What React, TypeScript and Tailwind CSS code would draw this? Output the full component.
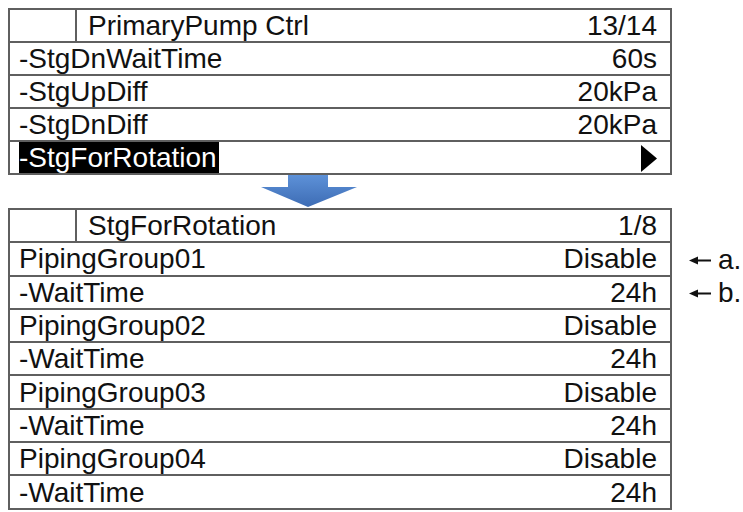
import React from "react";

type Row = { label: string; value?: string; selected?: boolean; more?: boolean };

const pumpRows: Row[] = [
  { label: "-StgDnWaitTime", value: "60s" },
  { label: "-StgUpDiff", value: "20kPa" },
  { label: "-StgDnDiff", value: "20kPa" },
  { label: "-StgForRotation", selected: true, more: true },
];

const rotationRows: Row[] = [
  { label: "PipingGroup01", value: "Disable" },
  { label: "-WaitTime", value: "24h" },
  { label: "PipingGroup02", value: "Disable" },
  { label: "-WaitTime", value: "24h" },
  { label: "PipingGroup03", value: "Disable" },
  { label: "-WaitTime", value: "24h" },
  { label: "PipingGroup04", value: "Disable" },
  { label: "-WaitTime", value: "24h" },
];

function Header({ title, page, rowH }: { title: string; page: string; rowH: string }) {
  return (
    <div className={`flex ${rowH}`}>
      <div className="w-[67px] border-r-2 border-[#5f5f5f]" />
      <div className="flex flex-1 items-center justify-between pl-[11px] pr-[13px] pt-[1px]">
        <span>{title}</span>
        <span>{page}</span>
      </div>
    </div>
  );
}

function MenuRow({ row, rowH }: { row: Row; rowH: string }) {
  return (
    <div className={`flex items-stretch justify-between border-t-2 border-[#5f5f5f] pr-[13px] ${rowH}`}>
      {row.selected ? (
        <span className="ml-[9px] flex items-center bg-black pr-[2px] pt-[1px] text-white">{row.label}</span>
      ) : (
        <span className="flex items-center pl-[9px] pt-[1px]">{row.label}</span>
      )}
      {row.more ? (
        <span className="flex items-end pb-[1px]">
          <svg width="16" height="27" viewBox="0 0 16 27">
            <polygon points="0,0 16,13.5 0,27" fill="#000" />
          </svg>
        </span>
      ) : (
        <span className="flex items-center pt-[1px]">{row.value}</span>
      )}
    </div>
  );
}

function DownArrow() {
  return (
    <div className="h-[33px] pl-[252px]">
      <svg width="98" height="33" viewBox="0 0 98 33">
        <defs>
          <linearGradient id="arrowFill" x1="0" y1="0" x2="0" y2="1">
            <stop offset="0" stopColor="#5d91d8" />
            <stop offset="1" stopColor="#3d6cb4" />
          </linearGradient>
        </defs>
        <polygon points="28,0 68,0 68,12 97,12 48,32 1,12 28,12" fill="url(#arrowFill)" />
      </svg>
    </div>
  );
}

function Note({ mark }: { mark: string }) {
  return (
    <div className="flex h-[33.3px] items-center pl-[17px]">
      <svg width="22" height="9" viewBox="0 0 22 9" className="mt-[2px]">
        <polygon points="0,4.5 9,0.5 9,8.5" fill="#111" />
        <rect x="8" y="3.5" width="14" height="2" fill="#111" />
      </svg>
      <span className="ml-[7px] pt-[1px]">{mark}</span>
    </div>
  );
}

export default function App() {
  return (
    <div
      className="h-[512px] w-[743px] overflow-hidden bg-white pl-[8px] pt-[8px] text-[28px] leading-none text-[#111]"
      style={{ fontFamily: '"Liberation Sans", Arial, sans-serif' }}
    >
      <div className="w-[664px] border-2 border-[#5f5f5f]">
        <Header title="PrimaryPump Ctrl" page="13/14" rowH="h-[31px]" />
        {pumpRows.map((r, i) => (
          <MenuRow key={i} row={r} rowH="h-[33px]" />
        ))}
      </div>

      <DownArrow />

      <div className="flex">
        <div className="w-[664px] border-2 border-[#5f5f5f]">
          <Header title="StgForRotation" page="1/8" rowH="h-[31.3px]" />
          {rotationRows.map((r, i) => (
            <MenuRow key={i} row={r} rowH="h-[33.3px]" />
          ))}
        </div>
        <div className="pt-[35px]">
          <Note mark="a." />
          <Note mark="b." />
        </div>
      </div>
    </div>
  );
}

- [TASK GOAL]
Word for word, quote the full listing, omitting every picture.

- [WRITTEN SOLUTION]
What React, TypeScript and Tailwind CSS code would draw this? Output the full component.
import React from "react";

type Row = { label: string; value?: string; selected?: boolean; more?: boolean };

const pumpRows: Row[] = [
  { label: "-StgDnWaitTime", value: "60s" },
  { label: "-StgUpDiff", value: "20kPa" },
  { label: "-StgDnDiff", value: "20kPa" },
  { label: "-StgForRotation", selected: true, more: true },
];

const rotationRows: Row[] = [
  { label: "PipingGroup01", value: "Disable" },
  { label: "-WaitTime", value: "24h" },
  { label: "PipingGroup02", value: "Disable" },
  { label: "-WaitTime", value: "24h" },
  { label: "PipingGroup03", value: "Disable" },
  { label: "-WaitTime", value: "24h" },
  { label: "PipingGroup04", value: "Disable" },
  { label: "-WaitTime", value: "24h" },
];

function Header({ title, page, rowH }: { title: string; page: string; rowH: string }) {
  return (
    <div className={`flex ${rowH}`}>
      <div className="w-[67px] border-r-2 border-[#5f5f5f]" />
      <div className="flex flex-1 items-center justify-between pl-[11px] pr-[13px] pt-[1px]">
        <span>{title}</span>
        <span>{page}</span>
      </div>
    </div>
  );
}

function MenuRow({ row, rowH }: { row: Row; rowH: string }) {
  return (
    <div className={`flex items-stretch justify-between border-t-2 border-[#5f5f5f] pr-[13px] ${rowH}`}>
      {row.selected ? (
        <span className="ml-[9px] flex items-center bg-black pr-[2px] pt-[1px] text-white">{row.label}</span>
      ) : (
        <span className="flex items-center pl-[9px] pt-[1px]">{row.label}</span>
      )}
      {row.more ? (
        <span className="flex items-end pb-[1px]">
          <svg width="16" height="27" viewBox="0 0 16 27">
            <polygon points="0,0 16,13.5 0,27" fill="#000" />
          </svg>
        </span>
      ) : (
        <span className="flex items-center pt-[1px]">{row.value}</span>
      )}
    </div>
  );
}

function DownArrow() {
  return (
    <div className="h-[33px] pl-[252px]">
      <svg width="98" height="33" viewBox="0 0 98 33">
        <defs>
          <linearGradient id="arrowFill" x1="0" y1="0" x2="0" y2="1">
            <stop offset="0" stopColor="#5d91d8" />
            <stop offset="1" stopColor="#3d6cb4" />
          </linearGradient>
        </defs>
        <polygon points="28,0 68,0 68,12 97,12 48,32 1,12 28,12" fill="url(#arrowFill)" />
      </svg>
    </div>
  );
}

function Note({ mark }: { mark: string }) {
  return (
    <div className="flex h-[33.3px] items-center pl-[17px]">
      <svg width="22" height="9" viewBox="0 0 22 9" className="mt-[2px]">
        <polygon points="0,4.5 9,0.5 9,8.5" fill="#111" />
        <rect x="8" y="3.5" width="14" height="2" fill="#111" />
      </svg>
      <span className="ml-[7px] pt-[1px]">{mark}</span>
    </div>
  );
}

export default function App() {
  return (
    <div
      className="h-[512px] w-[743px] overflow-hidden bg-white pl-[8px] pt-[8px] text-[28px] leading-none text-[#111]"
      style={{ fontFamily: '"Liberation Sans", Arial, sans-serif' }}
    >
      <div className="w-[664px] border-2 border-[#5f5f5f]">
        <Header title="PrimaryPump Ctrl" page="13/14" rowH="h-[31px]" />
        {pumpRows.map((r, i) => (
          <MenuRow key={i} row={r} rowH="h-[33px]" />
        ))}
      </div>

      <DownArrow />

      <div className="flex">
        <div className="w-[664px] border-2 border-[#5f5f5f]">
          <Header title="StgForRotation" page="1/8" rowH="h-[31.3px]" />
          {rotationRows.map((r, i) => (
            <MenuRow key={i} row={r} rowH="h-[33.3px]" />
          ))}
        </div>
        <div className="pt-[35px]">
          <Note mark="a." />
          <Note mark="b." />
        </div>
      </div>
    </div>
  );
}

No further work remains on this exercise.